Write out all the data again, exactly as it stands.

*** Dataset section

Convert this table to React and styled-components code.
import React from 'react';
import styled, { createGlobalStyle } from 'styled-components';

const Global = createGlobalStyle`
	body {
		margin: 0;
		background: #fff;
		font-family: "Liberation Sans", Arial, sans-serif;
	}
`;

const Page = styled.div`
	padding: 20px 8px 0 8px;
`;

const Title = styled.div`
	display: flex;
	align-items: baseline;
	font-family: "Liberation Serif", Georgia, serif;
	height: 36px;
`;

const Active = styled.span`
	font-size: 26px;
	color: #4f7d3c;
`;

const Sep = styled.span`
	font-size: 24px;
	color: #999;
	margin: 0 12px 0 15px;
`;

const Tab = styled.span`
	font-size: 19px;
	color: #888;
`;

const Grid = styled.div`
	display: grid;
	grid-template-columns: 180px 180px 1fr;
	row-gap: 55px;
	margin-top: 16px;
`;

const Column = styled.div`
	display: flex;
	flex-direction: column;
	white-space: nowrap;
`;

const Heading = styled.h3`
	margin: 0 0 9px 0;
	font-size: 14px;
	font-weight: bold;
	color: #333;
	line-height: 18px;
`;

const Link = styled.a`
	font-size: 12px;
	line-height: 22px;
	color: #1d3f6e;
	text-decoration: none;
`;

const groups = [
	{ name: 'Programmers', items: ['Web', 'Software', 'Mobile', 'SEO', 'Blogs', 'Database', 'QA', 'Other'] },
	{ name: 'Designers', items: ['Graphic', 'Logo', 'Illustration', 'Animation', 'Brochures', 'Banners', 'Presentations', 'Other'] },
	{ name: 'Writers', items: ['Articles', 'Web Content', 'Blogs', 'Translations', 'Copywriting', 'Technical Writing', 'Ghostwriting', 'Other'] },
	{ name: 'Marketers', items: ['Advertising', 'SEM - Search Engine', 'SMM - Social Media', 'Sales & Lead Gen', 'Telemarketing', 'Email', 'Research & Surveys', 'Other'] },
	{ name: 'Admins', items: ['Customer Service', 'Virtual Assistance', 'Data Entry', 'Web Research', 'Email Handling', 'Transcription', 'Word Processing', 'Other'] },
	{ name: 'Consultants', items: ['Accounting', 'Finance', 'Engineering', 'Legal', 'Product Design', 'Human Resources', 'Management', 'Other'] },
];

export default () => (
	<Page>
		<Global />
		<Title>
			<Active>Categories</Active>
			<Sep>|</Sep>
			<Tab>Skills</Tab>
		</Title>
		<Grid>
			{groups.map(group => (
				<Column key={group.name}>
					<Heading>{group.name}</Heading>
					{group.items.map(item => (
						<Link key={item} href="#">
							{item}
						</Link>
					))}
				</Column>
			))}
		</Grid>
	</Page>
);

******

(Output for this task)
Convert this table to React and styled-components code.
import React from 'react';
import styled, { createGlobalStyle } from 'styled-components';

const Global = createGlobalStyle`
	body {
		margin: 0;
		background: #fff;
		font-family: "Liberation Sans", Arial, sans-serif;
	}
`;

const Page = styled.div`
	padding: 20px 8px 0 8px;
`;

const Title = styled.div`
	display: flex;
	align-items: baseline;
	font-family: "Liberation Serif", Georgia, serif;
	height: 36px;
`;

const Active = styled.span`
	font-size: 26px;
	color: #4f7d3c;
`;

const Sep = styled.span`
	font-size: 24px;
	color: #999;
	margin: 0 12px 0 15px;
`;

const Tab = styled.span`
	font-size: 19px;
	color: #888;
`;

const Grid = styled.div`
	display: grid;
	grid-template-columns: 180px 180px 1fr;
	row-gap: 55px;
	margin-top: 16px;
`;

const Column = styled.div`
	display: flex;
	flex-direction: column;
	white-space: nowrap;
`;

const Heading = styled.h3`
	margin: 0 0 9px 0;
	font-size: 14px;
	font-weight: bold;
	color: #333;
	line-height: 18px;
`;

const Link = styled.a`
	font-size: 12px;
	line-height: 22px;
	color: #1d3f6e;
	text-decoration: none;
`;

const groups = [
	{ name: 'Programmers', items: ['Web', 'Software', 'Mobile', 'SEO', 'Blogs', 'Database', 'QA', 'Other'] },
	{ name: 'Designers', items: ['Graphic', 'Logo', 'Illustration', 'Animation', 'Brochures', 'Banners', 'Presentations', 'Other'] },
	{ name: 'Writers', items: ['Articles', 'Web Content', 'Blogs', 'Translations', 'Copywriting', 'Technical Writing', 'Ghostwriting', 'Other'] },
	{ name: 'Marketers', items: ['Advertising', 'SEM - Search Engine', 'SMM - Social Media', 'Sales & Lead Gen', 'Telemarketing', 'Email', 'Research & Surveys', 'Other'] },
	{ name: 'Admins', items: ['Customer Service', 'Virtual Assistance', 'Data Entry', 'Web Research', 'Email Handling', 'Transcription', 'Word Processing', 'Other'] },
	{ name: 'Consultants', items: ['Accounting', 'Finance', 'Engineering', 'Legal', 'Product Design', 'Human Resources', 'Management', 'Other'] },
];

export default () => (
	<Page>
		<Global />
		<Title>
			<Active>Categories</Active>
			<Sep>|</Sep>
			<Tab>Skills</Tab>
		</Title>
		<Grid>
			{groups.map(group => (
				<Column key={group.name}>
					<Heading>{group.name}</Heading>
					{group.items.map(item => (
						<Link key={item} href="#">
							{item}
						</Link>
					))}
				</Column>
			))}
		</Grid>
	</Page>
);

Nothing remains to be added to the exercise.